* Short exercise *
Without the pictures, set down every line of the data exactly.
======
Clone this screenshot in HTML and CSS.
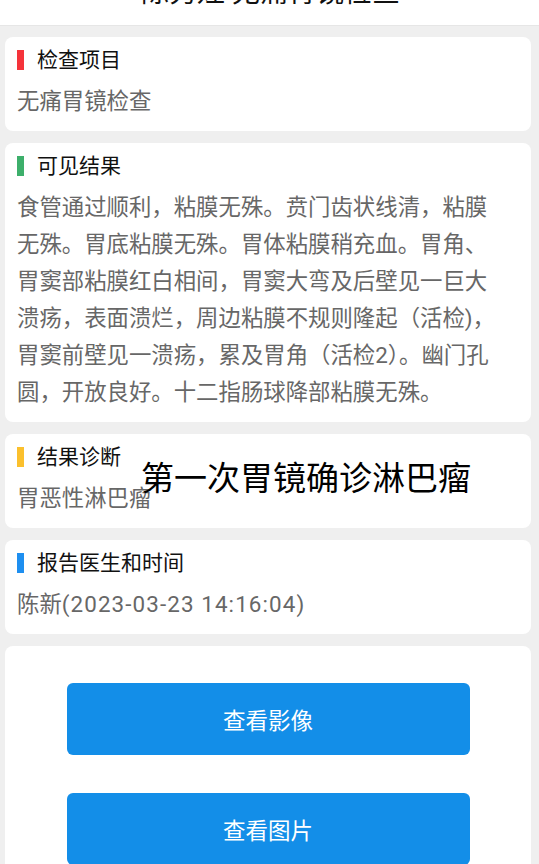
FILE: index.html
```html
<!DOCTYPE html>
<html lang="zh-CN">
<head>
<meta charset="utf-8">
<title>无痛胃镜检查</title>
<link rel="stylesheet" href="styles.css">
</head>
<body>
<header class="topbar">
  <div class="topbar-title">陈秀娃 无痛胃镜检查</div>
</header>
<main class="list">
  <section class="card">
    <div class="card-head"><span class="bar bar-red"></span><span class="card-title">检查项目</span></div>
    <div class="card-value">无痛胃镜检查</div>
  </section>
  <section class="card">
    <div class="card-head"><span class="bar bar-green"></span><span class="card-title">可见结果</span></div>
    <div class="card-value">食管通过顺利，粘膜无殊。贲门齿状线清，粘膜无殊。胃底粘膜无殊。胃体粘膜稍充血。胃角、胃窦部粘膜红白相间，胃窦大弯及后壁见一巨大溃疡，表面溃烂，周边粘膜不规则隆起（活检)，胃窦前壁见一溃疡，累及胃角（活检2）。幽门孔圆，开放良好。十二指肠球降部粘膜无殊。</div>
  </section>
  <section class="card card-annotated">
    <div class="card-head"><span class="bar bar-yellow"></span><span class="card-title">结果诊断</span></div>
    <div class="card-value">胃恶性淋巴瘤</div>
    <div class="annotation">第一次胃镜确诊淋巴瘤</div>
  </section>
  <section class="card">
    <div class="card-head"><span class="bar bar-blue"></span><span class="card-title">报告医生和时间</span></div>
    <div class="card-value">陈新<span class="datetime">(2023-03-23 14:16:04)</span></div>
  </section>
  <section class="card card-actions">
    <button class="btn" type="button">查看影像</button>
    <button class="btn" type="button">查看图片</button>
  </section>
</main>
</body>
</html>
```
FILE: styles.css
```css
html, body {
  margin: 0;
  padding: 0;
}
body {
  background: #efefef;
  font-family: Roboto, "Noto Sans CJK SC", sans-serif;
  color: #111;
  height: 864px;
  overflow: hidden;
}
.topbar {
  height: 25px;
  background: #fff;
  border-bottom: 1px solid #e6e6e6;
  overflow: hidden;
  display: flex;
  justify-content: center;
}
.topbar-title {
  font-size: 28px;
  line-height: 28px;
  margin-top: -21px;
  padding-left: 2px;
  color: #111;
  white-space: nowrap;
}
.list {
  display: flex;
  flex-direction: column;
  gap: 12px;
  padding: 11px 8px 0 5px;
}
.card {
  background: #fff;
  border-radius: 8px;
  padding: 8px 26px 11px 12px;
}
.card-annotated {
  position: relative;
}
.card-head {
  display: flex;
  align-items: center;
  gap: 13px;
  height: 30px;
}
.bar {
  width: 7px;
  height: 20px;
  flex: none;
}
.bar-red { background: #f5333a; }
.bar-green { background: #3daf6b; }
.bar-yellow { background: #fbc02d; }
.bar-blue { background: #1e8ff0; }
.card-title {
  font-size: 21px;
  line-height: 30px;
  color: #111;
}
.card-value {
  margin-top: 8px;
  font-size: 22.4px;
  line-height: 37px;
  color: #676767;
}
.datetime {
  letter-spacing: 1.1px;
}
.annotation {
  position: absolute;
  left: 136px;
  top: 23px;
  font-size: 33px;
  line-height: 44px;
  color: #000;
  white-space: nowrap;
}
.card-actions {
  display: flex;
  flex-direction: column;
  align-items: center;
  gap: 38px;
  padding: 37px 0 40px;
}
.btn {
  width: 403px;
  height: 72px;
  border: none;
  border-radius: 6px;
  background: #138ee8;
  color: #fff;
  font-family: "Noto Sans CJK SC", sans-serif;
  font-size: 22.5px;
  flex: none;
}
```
======
* Response *
Clone this screenshot in HTML and CSS.
FILE: index.html
```html
<!DOCTYPE html>
<html lang="zh-CN">
<head>
<meta charset="utf-8">
<title>无痛胃镜检查</title>
<link rel="stylesheet" href="styles.css">
</head>
<body>
<header class="topbar">
  <div class="topbar-title">陈秀娃 无痛胃镜检查</div>
</header>
<main class="list">
  <section class="card">
    <div class="card-head"><span class="bar bar-red"></span><span class="card-title">检查项目</span></div>
    <div class="card-value">无痛胃镜检查</div>
  </section>
  <section class="card">
    <div class="card-head"><span class="bar bar-green"></span><span class="card-title">可见结果</span></div>
    <div class="card-value">食管通过顺利，粘膜无殊。贲门齿状线清，粘膜无殊。胃底粘膜无殊。胃体粘膜稍充血。胃角、胃窦部粘膜红白相间，胃窦大弯及后壁见一巨大溃疡，表面溃烂，周边粘膜不规则隆起（活检)，胃窦前壁见一溃疡，累及胃角（活检2）。幽门孔圆，开放良好。十二指肠球降部粘膜无殊。</div>
  </section>
  <section class="card card-annotated">
    <div class="card-head"><span class="bar bar-yellow"></span><span class="card-title">结果诊断</span></div>
    <div class="card-value">胃恶性淋巴瘤</div>
    <div class="annotation">第一次胃镜确诊淋巴瘤</div>
  </section>
  <section class="card">
    <div class="card-head"><span class="bar bar-blue"></span><span class="card-title">报告医生和时间</span></div>
    <div class="card-value">陈新<span class="datetime">(2023-03-23 14:16:04)</span></div>
  </section>
  <section class="card card-actions">
    <button class="btn" type="button">查看影像</button>
    <button class="btn" type="button">查看图片</button>
  </section>
</main>
</body>
</html>
```
FILE: styles.css
```css
html, body {
  margin: 0;
  padding: 0;
}
body {
  background: #efefef;
  font-family: Roboto, "Noto Sans CJK SC", sans-serif;
  color: #111;
  height: 864px;
  overflow: hidden;
}
.topbar {
  height: 25px;
  background: #fff;
  border-bottom: 1px solid #e6e6e6;
  overflow: hidden;
  display: flex;
  justify-content: center;
}
.topbar-title {
  font-size: 28px;
  line-height: 28px;
  margin-top: -21px;
  padding-left: 2px;
  color: #111;
  white-space: nowrap;
}
.list {
  display: flex;
  flex-direction: column;
  gap: 12px;
  padding: 11px 8px 0 5px;
}
.card {
  background: #fff;
  border-radius: 8px;
  padding: 8px 26px 11px 12px;
}
.card-annotated {
  position: relative;
}
.card-head {
  display: flex;
  align-items: center;
  gap: 13px;
  height: 30px;
}
.bar {
  width: 7px;
  height: 20px;
  flex: none;
}
.bar-red { background: #f5333a; }
.bar-green { background: #3daf6b; }
.bar-yellow { background: #fbc02d; }
.bar-blue { background: #1e8ff0; }
.card-title {
  font-size: 21px;
  line-height: 30px;
  color: #111;
}
.card-value {
  margin-top: 8px;
  font-size: 22.4px;
  line-height: 37px;
  color: #676767;
}
.datetime {
  letter-spacing: 1.1px;
}
.annotation {
  position: absolute;
  left: 136px;
  top: 23px;
  font-size: 33px;
  line-height: 44px;
  color: #000;
  white-space: nowrap;
}
.card-actions {
  display: flex;
  flex-direction: column;
  align-items: center;
  gap: 38px;
  padding: 37px 0 40px;
}
.btn {
  width: 403px;
  height: 72px;
  border: none;
  border-radius: 6px;
  background: #138ee8;
  color: #fff;
  font-family: "Noto Sans CJK SC", sans-serif;
  font-size: 22.5px;
  flex: none;
}
```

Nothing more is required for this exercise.